Check every line below for the word "styles" and give only the number of lines where it appears.

Start

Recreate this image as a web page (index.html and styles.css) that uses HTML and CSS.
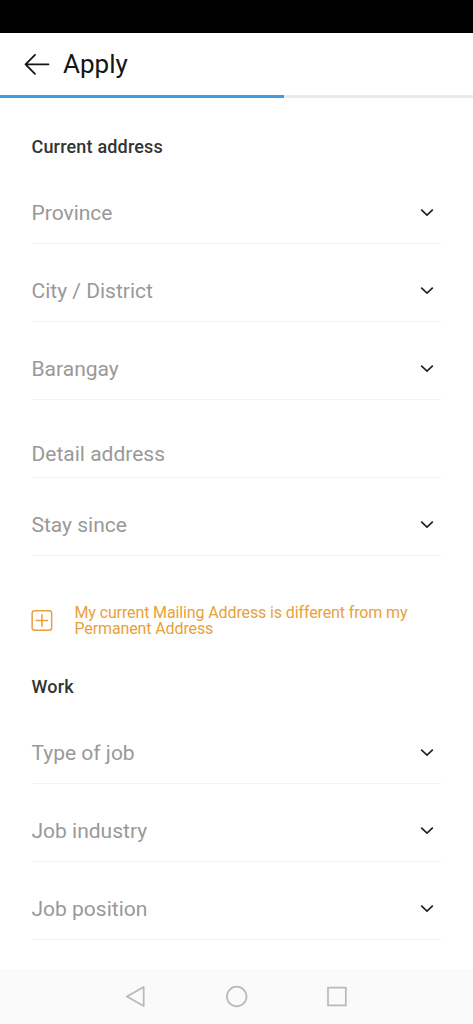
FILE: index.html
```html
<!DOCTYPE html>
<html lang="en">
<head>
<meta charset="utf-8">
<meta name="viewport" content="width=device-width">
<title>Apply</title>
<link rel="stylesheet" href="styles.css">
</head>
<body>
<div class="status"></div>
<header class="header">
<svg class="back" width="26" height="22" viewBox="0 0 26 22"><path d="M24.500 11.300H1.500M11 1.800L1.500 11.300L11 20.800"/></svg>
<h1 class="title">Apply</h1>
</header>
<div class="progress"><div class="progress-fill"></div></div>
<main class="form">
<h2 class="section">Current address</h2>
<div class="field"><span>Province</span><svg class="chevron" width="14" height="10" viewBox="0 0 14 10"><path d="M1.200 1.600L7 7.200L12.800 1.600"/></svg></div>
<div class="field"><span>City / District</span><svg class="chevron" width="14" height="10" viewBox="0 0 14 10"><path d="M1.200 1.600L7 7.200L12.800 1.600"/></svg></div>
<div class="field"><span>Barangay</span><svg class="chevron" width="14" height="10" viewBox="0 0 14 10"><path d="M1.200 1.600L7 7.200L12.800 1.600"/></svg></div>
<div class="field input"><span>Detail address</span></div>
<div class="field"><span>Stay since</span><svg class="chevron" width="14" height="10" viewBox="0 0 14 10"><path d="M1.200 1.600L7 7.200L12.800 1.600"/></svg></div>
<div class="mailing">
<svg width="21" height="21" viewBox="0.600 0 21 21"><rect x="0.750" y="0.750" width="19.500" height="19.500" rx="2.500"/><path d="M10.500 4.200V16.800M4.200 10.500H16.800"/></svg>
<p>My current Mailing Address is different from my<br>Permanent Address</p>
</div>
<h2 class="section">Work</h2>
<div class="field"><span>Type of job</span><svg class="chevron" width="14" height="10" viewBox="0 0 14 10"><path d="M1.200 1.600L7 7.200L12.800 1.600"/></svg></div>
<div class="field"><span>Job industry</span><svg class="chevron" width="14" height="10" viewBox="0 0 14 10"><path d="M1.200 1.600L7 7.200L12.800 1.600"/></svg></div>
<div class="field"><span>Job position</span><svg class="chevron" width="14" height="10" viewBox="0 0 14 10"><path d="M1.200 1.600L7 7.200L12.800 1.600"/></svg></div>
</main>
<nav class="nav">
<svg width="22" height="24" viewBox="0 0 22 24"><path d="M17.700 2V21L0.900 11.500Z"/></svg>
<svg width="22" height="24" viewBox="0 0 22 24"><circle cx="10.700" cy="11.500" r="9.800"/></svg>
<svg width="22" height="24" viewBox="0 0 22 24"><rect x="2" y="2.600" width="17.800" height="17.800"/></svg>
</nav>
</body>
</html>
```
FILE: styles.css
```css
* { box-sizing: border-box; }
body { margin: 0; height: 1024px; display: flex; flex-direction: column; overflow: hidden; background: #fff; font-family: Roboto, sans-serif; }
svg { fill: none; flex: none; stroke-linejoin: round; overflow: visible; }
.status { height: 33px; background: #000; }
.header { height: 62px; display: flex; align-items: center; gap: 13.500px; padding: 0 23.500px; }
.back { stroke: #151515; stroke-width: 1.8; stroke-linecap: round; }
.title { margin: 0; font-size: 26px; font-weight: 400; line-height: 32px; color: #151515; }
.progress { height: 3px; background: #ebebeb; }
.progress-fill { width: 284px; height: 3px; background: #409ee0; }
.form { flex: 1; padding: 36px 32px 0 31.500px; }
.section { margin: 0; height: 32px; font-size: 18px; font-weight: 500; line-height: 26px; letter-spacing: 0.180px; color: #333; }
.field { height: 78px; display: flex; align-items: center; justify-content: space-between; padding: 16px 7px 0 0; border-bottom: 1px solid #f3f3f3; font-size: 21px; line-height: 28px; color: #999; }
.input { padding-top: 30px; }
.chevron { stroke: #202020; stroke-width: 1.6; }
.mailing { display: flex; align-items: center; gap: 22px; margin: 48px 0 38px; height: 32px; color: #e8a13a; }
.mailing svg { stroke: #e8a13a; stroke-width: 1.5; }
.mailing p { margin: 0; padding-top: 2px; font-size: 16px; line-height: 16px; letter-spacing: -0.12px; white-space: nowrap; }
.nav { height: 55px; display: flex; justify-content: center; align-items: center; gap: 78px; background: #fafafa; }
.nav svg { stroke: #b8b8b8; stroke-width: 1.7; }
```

End

■ **The answer**
3